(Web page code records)
%%

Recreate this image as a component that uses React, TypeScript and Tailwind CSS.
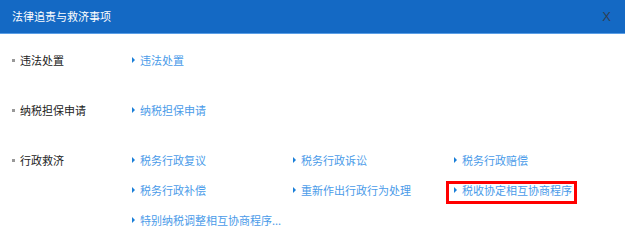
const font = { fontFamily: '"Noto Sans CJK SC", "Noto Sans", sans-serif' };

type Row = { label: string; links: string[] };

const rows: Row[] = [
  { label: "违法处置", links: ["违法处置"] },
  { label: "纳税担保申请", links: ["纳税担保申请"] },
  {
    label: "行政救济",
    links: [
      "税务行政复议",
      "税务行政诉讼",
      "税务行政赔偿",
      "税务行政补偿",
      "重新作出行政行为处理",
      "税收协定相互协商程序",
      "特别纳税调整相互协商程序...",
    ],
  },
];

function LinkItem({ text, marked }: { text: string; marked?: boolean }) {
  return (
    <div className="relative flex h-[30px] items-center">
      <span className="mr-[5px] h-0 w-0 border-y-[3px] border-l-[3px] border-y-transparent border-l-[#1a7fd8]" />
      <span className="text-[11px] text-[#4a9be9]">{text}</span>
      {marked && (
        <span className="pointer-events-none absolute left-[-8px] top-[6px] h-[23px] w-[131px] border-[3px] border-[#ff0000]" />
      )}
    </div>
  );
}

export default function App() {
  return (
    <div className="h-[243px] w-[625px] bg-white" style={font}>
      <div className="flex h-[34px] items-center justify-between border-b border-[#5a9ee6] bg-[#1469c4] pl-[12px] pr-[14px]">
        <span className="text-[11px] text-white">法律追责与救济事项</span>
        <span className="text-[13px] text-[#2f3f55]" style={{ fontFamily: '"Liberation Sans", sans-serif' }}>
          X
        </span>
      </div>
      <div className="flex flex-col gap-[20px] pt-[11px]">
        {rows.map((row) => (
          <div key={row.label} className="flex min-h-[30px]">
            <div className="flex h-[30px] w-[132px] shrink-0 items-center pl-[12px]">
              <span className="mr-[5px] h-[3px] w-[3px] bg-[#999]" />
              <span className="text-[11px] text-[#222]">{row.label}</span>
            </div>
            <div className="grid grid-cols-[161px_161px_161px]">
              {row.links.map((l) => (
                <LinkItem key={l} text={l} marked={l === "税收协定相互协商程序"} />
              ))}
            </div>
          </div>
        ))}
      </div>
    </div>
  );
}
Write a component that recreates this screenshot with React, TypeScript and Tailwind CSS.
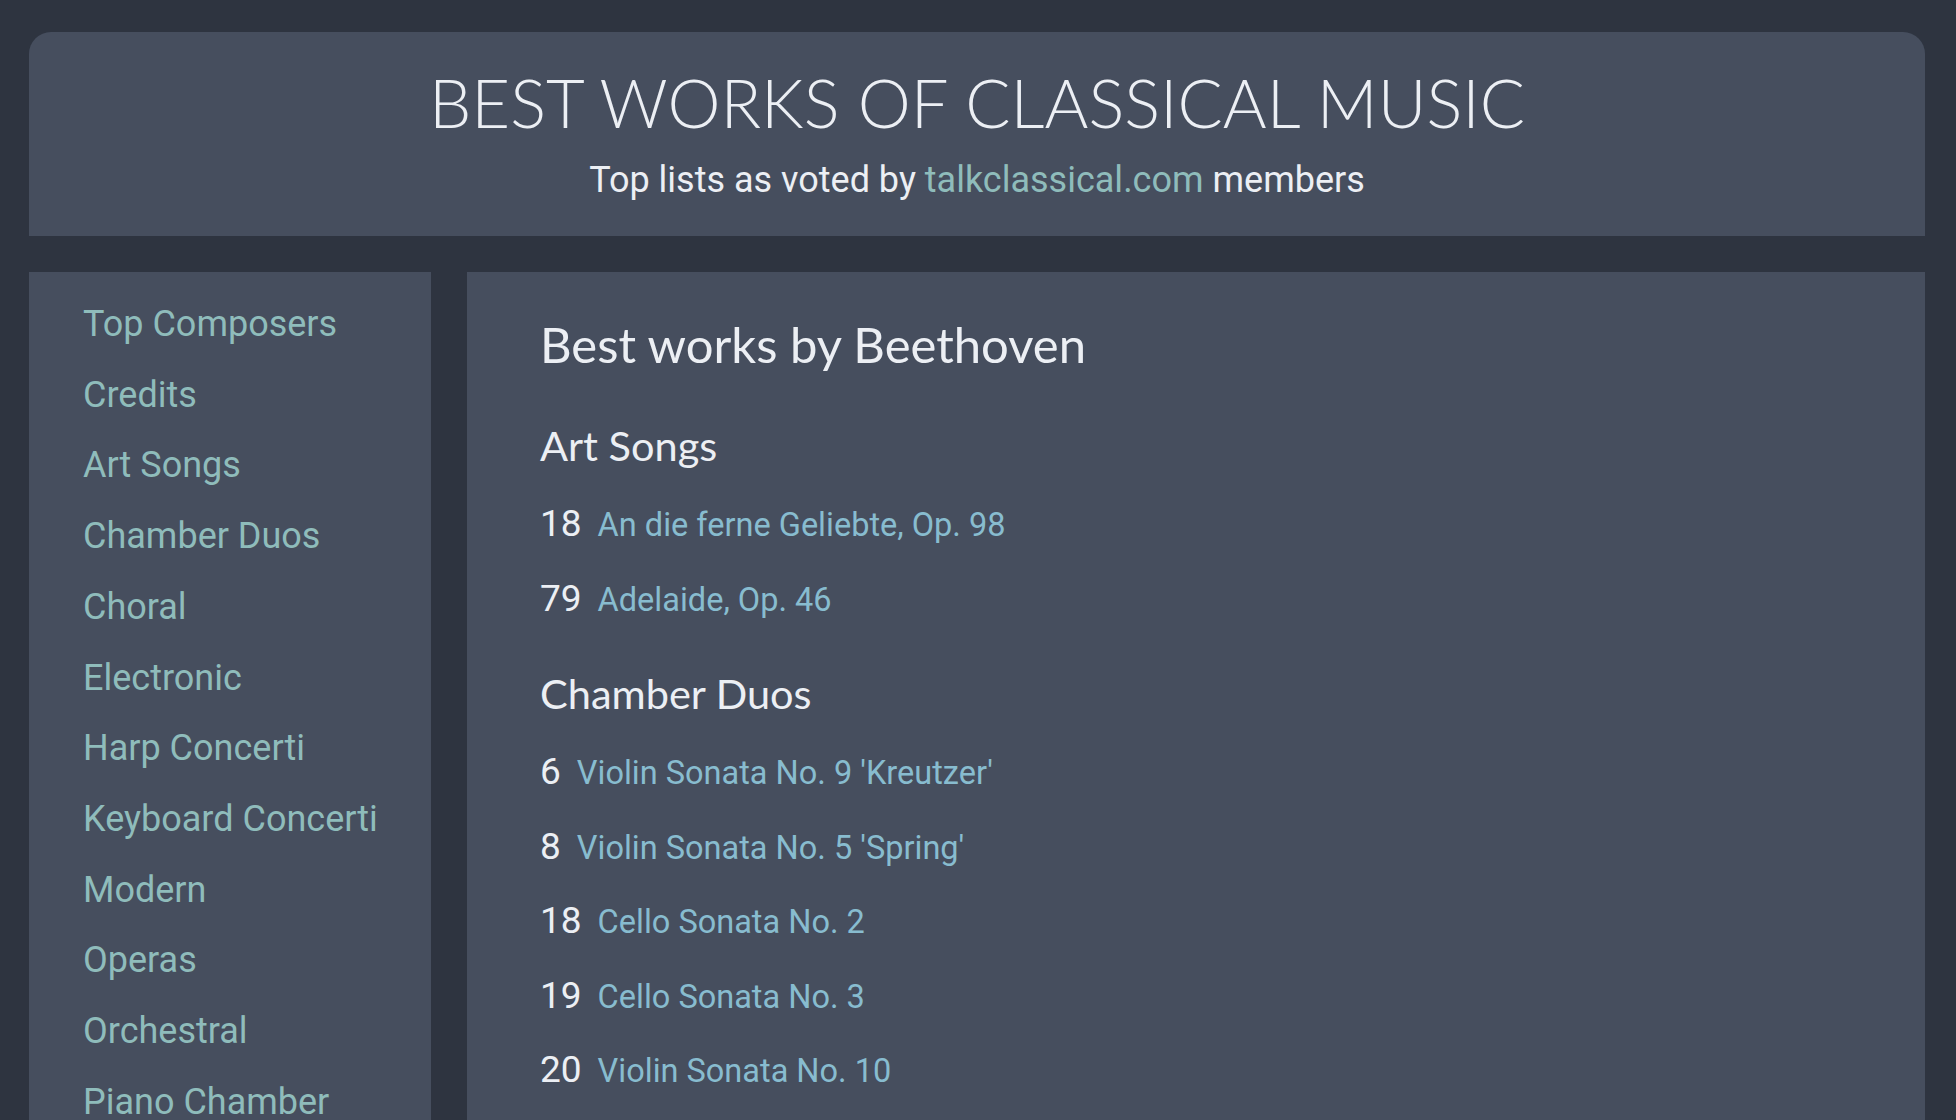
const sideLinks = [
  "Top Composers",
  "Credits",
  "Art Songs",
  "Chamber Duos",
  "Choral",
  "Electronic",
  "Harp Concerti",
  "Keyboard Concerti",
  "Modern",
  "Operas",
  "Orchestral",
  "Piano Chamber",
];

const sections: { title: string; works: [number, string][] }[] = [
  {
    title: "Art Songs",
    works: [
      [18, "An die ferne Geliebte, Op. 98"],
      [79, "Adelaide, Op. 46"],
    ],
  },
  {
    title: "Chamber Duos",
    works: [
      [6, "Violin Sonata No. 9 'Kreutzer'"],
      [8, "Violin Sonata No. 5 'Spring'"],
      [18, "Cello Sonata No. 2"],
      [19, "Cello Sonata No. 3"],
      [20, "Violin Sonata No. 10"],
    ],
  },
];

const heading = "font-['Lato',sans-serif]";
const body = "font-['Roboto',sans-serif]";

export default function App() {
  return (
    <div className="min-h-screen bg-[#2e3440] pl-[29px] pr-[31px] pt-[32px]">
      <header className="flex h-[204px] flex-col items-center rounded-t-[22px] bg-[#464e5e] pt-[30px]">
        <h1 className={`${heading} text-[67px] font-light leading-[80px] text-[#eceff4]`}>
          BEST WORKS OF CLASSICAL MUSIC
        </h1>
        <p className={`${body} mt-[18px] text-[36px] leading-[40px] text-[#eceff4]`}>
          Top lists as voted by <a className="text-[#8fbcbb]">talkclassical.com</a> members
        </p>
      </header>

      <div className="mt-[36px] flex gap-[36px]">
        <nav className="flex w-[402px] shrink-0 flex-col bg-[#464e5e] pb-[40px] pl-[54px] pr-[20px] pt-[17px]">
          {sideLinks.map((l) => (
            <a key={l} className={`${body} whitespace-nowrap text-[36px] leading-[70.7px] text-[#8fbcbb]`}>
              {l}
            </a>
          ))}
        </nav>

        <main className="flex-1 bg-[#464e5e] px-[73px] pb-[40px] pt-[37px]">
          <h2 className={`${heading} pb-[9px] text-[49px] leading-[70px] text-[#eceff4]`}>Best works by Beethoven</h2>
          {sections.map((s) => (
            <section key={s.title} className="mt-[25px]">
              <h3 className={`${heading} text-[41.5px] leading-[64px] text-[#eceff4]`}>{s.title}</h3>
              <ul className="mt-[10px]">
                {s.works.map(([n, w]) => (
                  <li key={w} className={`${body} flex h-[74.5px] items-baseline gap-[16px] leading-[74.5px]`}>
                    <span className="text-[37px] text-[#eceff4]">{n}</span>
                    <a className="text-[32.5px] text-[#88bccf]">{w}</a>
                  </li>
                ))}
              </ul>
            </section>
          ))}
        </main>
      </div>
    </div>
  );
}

%%

Find each line that has the word "component", then copy it out.

Recreate this image as a component that uses React, TypeScript and Tailwind CSS.
Write a component that recreates this screenshot with React, TypeScript and Tailwind CSS.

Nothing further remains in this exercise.